_Aim of the exercise_
Leave out the pictures, then reproduce the rest of the material exactly.

_Source data_
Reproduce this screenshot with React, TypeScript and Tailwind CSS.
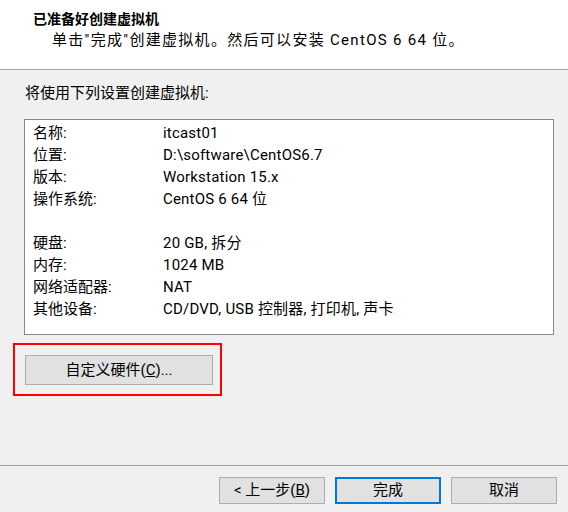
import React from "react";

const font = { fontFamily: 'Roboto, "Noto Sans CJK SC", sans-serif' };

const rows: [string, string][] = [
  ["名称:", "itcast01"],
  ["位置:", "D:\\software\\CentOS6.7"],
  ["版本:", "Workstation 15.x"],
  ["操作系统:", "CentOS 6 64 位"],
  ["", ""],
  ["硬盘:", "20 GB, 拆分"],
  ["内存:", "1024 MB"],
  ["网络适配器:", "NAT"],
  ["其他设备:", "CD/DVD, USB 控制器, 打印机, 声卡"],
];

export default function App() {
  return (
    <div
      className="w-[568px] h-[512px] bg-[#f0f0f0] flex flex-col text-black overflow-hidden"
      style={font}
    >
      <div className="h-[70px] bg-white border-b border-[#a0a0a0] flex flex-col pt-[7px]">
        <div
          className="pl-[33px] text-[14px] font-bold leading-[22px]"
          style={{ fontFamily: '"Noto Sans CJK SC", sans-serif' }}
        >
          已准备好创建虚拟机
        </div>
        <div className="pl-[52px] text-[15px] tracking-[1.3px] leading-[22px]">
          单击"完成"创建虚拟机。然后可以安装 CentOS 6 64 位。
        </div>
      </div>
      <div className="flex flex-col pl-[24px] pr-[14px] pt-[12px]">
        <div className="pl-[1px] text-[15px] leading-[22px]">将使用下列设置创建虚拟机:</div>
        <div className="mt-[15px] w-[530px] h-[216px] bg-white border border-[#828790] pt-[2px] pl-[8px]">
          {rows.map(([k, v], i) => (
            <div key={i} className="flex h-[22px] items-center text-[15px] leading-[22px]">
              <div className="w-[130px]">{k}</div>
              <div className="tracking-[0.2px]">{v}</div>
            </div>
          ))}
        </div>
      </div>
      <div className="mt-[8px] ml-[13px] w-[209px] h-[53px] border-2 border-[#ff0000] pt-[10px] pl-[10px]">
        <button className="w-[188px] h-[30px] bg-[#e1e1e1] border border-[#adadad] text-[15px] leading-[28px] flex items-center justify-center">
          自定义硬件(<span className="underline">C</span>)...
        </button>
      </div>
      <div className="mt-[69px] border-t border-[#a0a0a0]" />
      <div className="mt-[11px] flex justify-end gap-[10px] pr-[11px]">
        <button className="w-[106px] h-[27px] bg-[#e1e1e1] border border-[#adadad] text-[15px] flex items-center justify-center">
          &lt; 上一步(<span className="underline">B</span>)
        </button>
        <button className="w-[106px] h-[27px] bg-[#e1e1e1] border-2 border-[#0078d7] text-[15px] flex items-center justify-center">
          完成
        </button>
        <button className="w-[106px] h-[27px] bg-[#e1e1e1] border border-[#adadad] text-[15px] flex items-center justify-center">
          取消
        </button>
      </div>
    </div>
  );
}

_Answer to the problem_
Reproduce this screenshot with React, TypeScript and Tailwind CSS.
import React from "react";

const font = { fontFamily: 'Roboto, "Noto Sans CJK SC", sans-serif' };

const rows: [string, string][] = [
  ["名称:", "itcast01"],
  ["位置:", "D:\\software\\CentOS6.7"],
  ["版本:", "Workstation 15.x"],
  ["操作系统:", "CentOS 6 64 位"],
  ["", ""],
  ["硬盘:", "20 GB, 拆分"],
  ["内存:", "1024 MB"],
  ["网络适配器:", "NAT"],
  ["其他设备:", "CD/DVD, USB 控制器, 打印机, 声卡"],
];

export default function App() {
  return (
    <div
      className="w-[568px] h-[512px] bg-[#f0f0f0] flex flex-col text-black overflow-hidden"
      style={font}
    >
      <div className="h-[70px] bg-white border-b border-[#a0a0a0] flex flex-col pt-[7px]">
        <div
          className="pl-[33px] text-[14px] font-bold leading-[22px]"
          style={{ fontFamily: '"Noto Sans CJK SC", sans-serif' }}
        >
          已准备好创建虚拟机
        </div>
        <div className="pl-[52px] text-[15px] tracking-[1.3px] leading-[22px]">
          单击"完成"创建虚拟机。然后可以安装 CentOS 6 64 位。
        </div>
      </div>
      <div className="flex flex-col pl-[24px] pr-[14px] pt-[12px]">
        <div className="pl-[1px] text-[15px] leading-[22px]">将使用下列设置创建虚拟机:</div>
        <div className="mt-[15px] w-[530px] h-[216px] bg-white border border-[#828790] pt-[2px] pl-[8px]">
          {rows.map(([k, v], i) => (
            <div key={i} className="flex h-[22px] items-center text-[15px] leading-[22px]">
              <div className="w-[130px]">{k}</div>
              <div className="tracking-[0.2px]">{v}</div>
            </div>
          ))}
        </div>
      </div>
      <div className="mt-[8px] ml-[13px] w-[209px] h-[53px] border-2 border-[#ff0000] pt-[10px] pl-[10px]">
        <button className="w-[188px] h-[30px] bg-[#e1e1e1] border border-[#adadad] text-[15px] leading-[28px] flex items-center justify-center">
          自定义硬件(<span className="underline">C</span>)...
        </button>
      </div>
      <div className="mt-[69px] border-t border-[#a0a0a0]" />
      <div className="mt-[11px] flex justify-end gap-[10px] pr-[11px]">
        <button className="w-[106px] h-[27px] bg-[#e1e1e1] border border-[#adadad] text-[15px] flex items-center justify-center">
          &lt; 上一步(<span className="underline">B</span>)
        </button>
        <button className="w-[106px] h-[27px] bg-[#e1e1e1] border-2 border-[#0078d7] text-[15px] flex items-center justify-center">
          完成
        </button>
        <button className="w-[106px] h-[27px] bg-[#e1e1e1] border border-[#adadad] text-[15px] flex items-center justify-center">
          取消
        </button>
      </div>
    </div>
  );
}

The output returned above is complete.